How is CodePen running Redis?

Before we dive in, let's take a look at how they've integrated Redis.

If you read my previous post on CodePen's security and technical challenges, you already know that they are running on AWS.

If you're not familiar with AWS, they have a number of different options when it comes to instances. These instances have a variety of different CPU, memory, storage, and networking capacity combinations.

Of course, the instances also have different price points. All of this gives more flexibility when it comes to the price:performance ratio.

CodePen uses 2 m3.large instances to host their Redis primary-replica servers. At the time of writing, m3.large has:

  • 2 vCPU
  • 7.5 GiB Memory
  • 32 GB SSD Storage

This setup handles 1,000 requests per second and has processed 11 billion calls in the last 150 days (stats from late June 2015).

If you're familiar with AWS, then you might also be wondering why they don't use Elasticache instead of m3.large instances.

At the time of the interview with Tim Sabat (their server guy), Elasticache didn't allow for more than one database, and they use 4 different databases (one for volatile cache, permanent cache (for counts), queuing, and another one). This would be considerably more expensive.

Why use Redis primary-replica, and how do you set it up?

The process is simple. You take a slave and point it to the master.

While some applications use this setup to farm out reads to the replica and only keep the primary as write-only, that's not what CodePen does. Instead, they use this setup primarily for disaster recovery.

Simple use cases

So what do they really use Redis for? Let's talk about real examples.

Every time someone saves a Pen, they need to update a snapshot image of the final result. Instead of updating it every single time, or as soon as someone hits save, they queue it up and process it in 3 minute intervals. Even if you save 20 times during that 3 minute period, only the final result gets saved.

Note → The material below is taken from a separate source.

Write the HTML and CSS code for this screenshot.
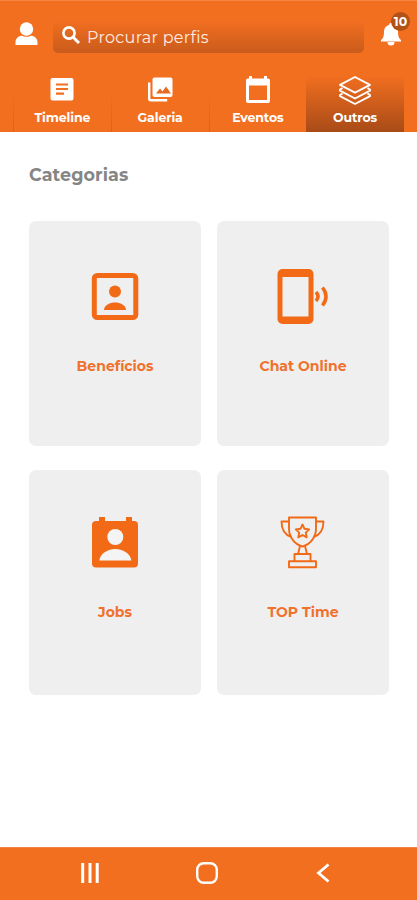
FILE: index.html
```html
<!DOCTYPE html>
<html lang="pt-BR">

<head>
    <meta charset="UTF-8">
    <meta name="viewport" content="width=device-width, initial-scale=1.0">
    <title>Categorias</title>
    <link rel="stylesheet" href="styles.css">
</head>

<body>
    <header class="header">
        <div class="top-bar">
            <svg class="profile-icon" viewBox="0 0 22 23" fill="#fff">
                <circle cx="11" cy="7" r="6.7" />
                <path d="M0 23v-2.5c0-4 2.5-6 6-7 2.500 1.700 7.500 1.700 10 0 3.500 1 6 3 6 7V23z" />
            </svg>
            <div class="search">
                <svg class="search-icon" viewBox="0 0 18 18" fill="none" stroke="#fff" stroke-width="2.6">
                    <circle cx="7" cy="7" r="5.600" />
                    <path d="M11 11l6 6" stroke-width="3" />
                </svg>
                <span class="search-text">Procurar perfis</span>
            </div>
            <div class="notifications">
                <svg class="bell-icon" viewBox="0 0 20 23" fill="#fff">
                    <path d="M10 0c1 0 1.700.7 1.700 1.700C15 2.500 17 5 17 8.500c0 5 1 7 3 8.500v1.500H0V17c2-1.500 3-3.500 3-8.500C3 5 5 2.500 8.300 1.700 8.300.7 9 0 10 0z" />
                    <path d="M6.500 19h7a3.500 3.500 0 0 1-7 0z" />
                </svg>
                <span class="badge">10</span>
            </div>
        </div>
        <nav class="tabs">
            <div class="tab">
                <svg class="tab-icon" width="34" height="30" viewBox="0 0 34 30">
                    <rect x="5.500" y="3" width="23" height="22.500" rx="2" fill="#fff" />
                    <path d="M11 9.500h12M11 14h12M11 18.700h8" stroke="#f36f20" stroke-width="2.200" />
                </svg>
                <span class="tab-label">Timeline</span>
            </div>
            <div class="tab">
                <svg class="tab-icon" width="34" height="30" viewBox="0 0 34 30">
                    <path d="M6.200 7.500v16.300a1.500 1.500 0 0 0 1.500 1.500h16.500" fill="none" stroke="#fff" stroke-width="2.400" />
                    <rect x="9.500" y="2.500" width="20" height="19.500" rx="2" fill="#fff" />
                    <path d="M13 18.500l4-5 2.500 3 3.500-5 5 7z" fill="#e86a20" />
                </svg>
                <span class="tab-label">Galeria</span>
            </div>
            <div class="tab">
                <svg class="tab-icon" width="34" height="30" viewBox="0 0 34 30">
                    <path fill="#fff" fill-rule="evenodd" d="M8 1h3v2.500h12V1h3v2.500h1a2 2 0 0 1 2 2V26a2 2 0 0 1-2 2H7a2 2 0 0 1-2-2V5.500a2 2 0 0 1 2-2h1zM8 10.500v14.500h18V10.500z" />
                </svg>
                <span class="tab-label">Eventos</span>
            </div>
            <div class="tab active">
                <svg class="tab-icon" width="34" height="30" viewBox="0 0 34 30" fill="none" stroke="#fff" stroke-width="1.900" stroke-linejoin="round">
                    <path d="M17 2l15 7.800L17 17.600 2 9.800z" />
                    <path d="M4.500 13l-2.500 1.600v1L17 23.500l15-7.900v-1L29.500 13" />
                    <path d="M4.500 18.500l-2.500 1.600v1L17 29l15-7.900v-1l-2.500-1.600" />
                </svg>
                <span class="tab-label">Outros</span>
            </div>
        </nav>
    </header>

    <main class="content">
        <h1 class="title">Categorias</h1>
        <div class="cards">
            <div class="card">
                <svg class="card-icon" width="56" height="58" viewBox="0 0 56 58" fill="#f26a16">
                    <rect x="7.300" y="7.500" width="41.500" height="42" rx="3" fill="none" stroke="#f26a16" stroke-width="5" />
                    <circle cx="28" cy="23.500" r="6" />
                    <path d="M17 42c0-5 6-7.500 11-7.500s11 2.500 11 7.500z" />
                </svg>
                <span class="card-label">Benefícios</span>
            </div>
            <div class="card">
                <svg class="card-icon" width="56" height="58" viewBox="0 0 56 58" fill="#f26a16">
                    <path fill-rule="evenodd" d="M7.500 1h26a5 5 0 0 1 5 5v45a5 5 0 0 1-5 5h-26a5 5 0 0 1-5-5V6a5 5 0 0 1 5-5zM7.500 9v39.500h26V9z" />
                    <path d="M41 24q4 4.500 0 9M47.500 19.500q7 9 0 18" fill="none" stroke="#f26a16" stroke-width="3.500" />
                </svg>
                <span class="card-label">Chat Online</span>
            </div>
            <div class="card">
                <svg class="card-icon" width="56" height="58" viewBox="0 0 56 58" fill="#f26a16">
                    <path d="M12 2h6v4h21V2h6v4h2a4 4 0 0 1 4 4v38.500a4 4 0 0 1-4 4H9a4 4 0 0 1-4-4V10a4 4 0 0 1 4-4h3z" />
                    <g fill="#f4f4f4">
                        <circle cx="28.300" cy="22" r="8" />
                        <path d="M12.300 45.500c1-7.500 9-11.500 16-11.500s15 4 16 11.500z" />
                    </g>
                </svg>
                <span class="card-label">Jobs</span>
            </div>
            <div class="card">
                <svg class="card-icon" width="56" height="58" viewBox="0 0 56 58" fill="none" stroke="#f26a16" stroke-width="1.900" stroke-linejoin="round">
                    <path d="M14 2.500h27v11c0 9-6 16-13.500 18C20 29.500 14 22.500 14 13.500z" />
                    <path d="M14 6.500H6.500c0 8 3.500 13.500 10 15.500M41 6.500h7.500c0 8-3.500 13.500-10 15.500" />
                    <path d="M25 31l-2 8M30 31l2 8M19.500 46v-7h16v7M14 46.300h27v6H14z" />
                    <path d="M27.500 9.500l2 4.300 4.700.6-3.400 3.200.9 4.700-4.200-2.300-4.200 2.300.9-4.700-3.400-3.200 4.700-.6z" />
                </svg>
                <span class="card-label">TOP Time</span>
            </div>
        </div>
    </main>

    <footer class="nav-bar">
        <svg width="24" height="24" viewBox="0 0 24 24" stroke="#fff" stroke-width="3">
            <path d="M4.700 2v20M12 2v20M19.200 2v20" />
        </svg>
        <svg width="24" height="24" viewBox="0 0 24 24" fill="none" stroke="#fff" stroke-width="2.400">
            <rect x="2.200" y="2.200" width="19.600" height="19.600" rx="6.500" />
        </svg>
        <svg width="24" height="24" viewBox="0 0 24 24" fill="none" stroke="#fff" stroke-width="2.800">
            <path d="M17.500 3.500L7.500 12l10 8.500" />
        </svg>
    </footer>
</body>

</html>
```
FILE: styles.css
```css
* {
    box-sizing: border-box;
}

body {
    margin: 0;
    height: 100vh;
    display: flex;
    flex-direction: column;
    background: #fff;
    font-family: 'Montserrat', 'Inter', sans-serif;
    overflow: hidden;
}

svg {
    display: block;
    flex-shrink: 0;
}

/* Header */
.header {
    height: 132px;
    background: #f36f20;
    border-top: 1px solid #f58545;
    display: flex;
    flex-direction: column;
    justify-content: space-between;
}

.top-bar {
    display: flex;
    align-items: flex-start;
    padding: 19px 0 0 15px;
}

.profile-icon {
    width: 23px;
    height: 23px;
    margin-top: 2px;
}

.search {
    width: 311px;
    height: 33px;
    margin-left: 15px;
    padding: 0 9px;
    display: flex;
    align-items: center;
    gap: 7px;
    border-radius: 5px;
    background: linear-gradient(#f36f20, #c95b1b);
}

.search-icon {
    width: 18px;
    height: 18px;
    margin-bottom: 4px;
}

.search-text {
    padding-top: 1px;
    color: #ffece1;
    font-size: 16px;
    letter-spacing: 0.3px;
    line-height: 33px;
}

.notifications {
    position: relative;
    margin: 3px 0 0 17px;
}

.bell-icon {
    width: 20px;
    height: 23px;
}

.badge {
    position: absolute;
    top: -11px;
    left: 10px;
    width: 19px;
    height: 19px;
    border-radius: 50%;
    background: #b35217;
    color: #fff;
    font-size: 12.5px;
    font-weight: 700;
    line-height: 19px;
    text-align: center;
}

.tabs {
    height: 57px;
    padding: 0 13px;
    display: grid;
    grid-template-columns: repeat(4, 1fr);
}

.tab {
    display: flex;
    flex-direction: column;
    align-items: center;
    color: #fff;
    border-left: 1px solid;
    border-image: linear-gradient(#f36f20 30%, #d9611c) 1;
}

.tab.active {
    background: linear-gradient(#f36f20, #a84b17);
    border-left: 0;
}

.tab-label {
    margin-top: 5px;
    font-size: 12.5px;
    font-weight: 700;
    line-height: 16px;
    letter-spacing: -0.1px;
}

/* Categories */
.content {
    flex: 1;
    padding: 31px 28px 0 29px;
}

.title {
    margin: 0 0 34px;
    color: #858585;
    font-size: 17.5px;
    font-weight: 700;
    line-height: 24px;
    letter-spacing: 0.1px;
}

.cards {
    display: grid;
    grid-template-columns: 1fr 1fr;
    grid-auto-rows: 225px;
    gap: 24px 16px;
}

.card {
    display: flex;
    flex-direction: column;
    align-items: center;
    padding-top: 47px;
    border-radius: 7px;
    background: #efefef;
}

/* second row sits a little higher inside its cards */
.card:nth-child(n + 3) {
    padding-top: 45px;
}

.card-label {
    margin-top: 30px;
    color: #f0712c;
    font-size: 14px;
    font-weight: 700;
    line-height: 20px;
}

.card:nth-child(n + 3) .card-label {
    margin-top: 29px;
}

/* System navigation */
.nav-bar {
    height: 53px;
    padding: 0 82px 2px 78px;
    display: flex;
    align-items: center;
    justify-content: space-between;
    background: #f36f20;
    border-top: 1px solid #f58545;
}
```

How? By using Sets. Sets have a function called SADD. It doesn't allow duplicate members, so if a member is already set, the action will be ignored. This is a practical way to avoid duplicating screenshots.

They also use it for scheduling jobs that run in the background. This includes cron jobs, and jobs like queuing Pens that appear to be spam.

Another use case is for popularity votes. This is very easy with Sorted Sets.

Critical use cases

CodePen had an issue with Solr scaling and running out of memory. Solr is used to fulfill user searches. While it's not great to take search down, it's much better than taking down the entire application.

Since Solr was tightly coupled to the application, if a query ran slow, so did the application. If Solr went down, so would CodePen. Obviously not what they want, which is when Redis came to the rescue.

Before sending a request, Redis checks Solr's status. If it's down, the app redirects to a "temporarily unavailable" page and doesn't check again for 30 seconds.

How do you do that? Redis lets you expire keys. So if Solr is down, set a key and expire it in 30 seconds. While the key exists, don't check for Solr's status. When the key doesn't exist, check it.

They've talked about using Redis as an LRU cache (least recently used) to avoid having to set manual expiration times. This setting makes Redis evict keys that have been least recently used when it needs more space. There are also a few other eviction options that might fit your needs better.

If you're curious as to how they check for Solr's status, they use a Resque call around the HTTP call.

For more general Redis use case examples, see this article.

What Redis configurations have they tweaked?

On the primary, they don't write any backups to disk. This is because keys change so often that background saves would run almost constantly.

Instead, the backups come from the replica. This replica is backed by a high IOPS disk which runs on an EBS-optimized machine, so they can quickly write the RDB files.

How do they handle Redis backups?

Redis saves RDB files to disk. These files can be pushed to S3 for permanent storage.

There are a few ways to do this, but here's one:

  1. Have a cron job that runs a shell script
  2. Shell script compresses RDB file and uploads to S3

Actions to take

Even though use cases can often times be very specific to applications, seeing how Redis is used at other companies can help you improve your apps and wrap your head around how to best use it.

But, let's try to take it a step further. How can you take action from information in this post? Here are a few ways:

1) Think of ways that Redis could be used to soften the load on your disk-based database.

Since the entire data set fits in memory, manipulating data in Redis is much faster than pulling it from disk. However, even with backups, you might still lose data. While having super fast data manipulations is nice, be aware of the risk as you make your list.

2) Go over configurations to understand how certain things work.

Understanding backups, for example, is pretty important. Do you know how often your data set gets written to disk? Does it even get backed up? If you can't answer this, it may be a good idea to check it out.

Another important setting to understand is maxmemory. 64 bit systems have a default of not setting a maxmemory policy. Refer to the previous link to see what to do about that.

3) Take a look at evictions

If Redis runs out of memory, a number of things can happen. This all depends on how you configure settings, which I just talked about in point #2.

Setting an eviction policy can not only tell Redis what to do in that situation, but it can also be a method of clearing out unused keys without having to manually expire them. If you have data that doesn't need to be permanently saved, it's a good idea to set expiration times to clear up space in your RAM. Instead of doing that, though, you could let Redis handle all of it and never have to worry about that.

There's an entire page dedicated to using Redis as an LRU cache. Even if you don't plan on using it now, it's nice to know that the option exists.

How do you use Redis? Do you have any similar use cases?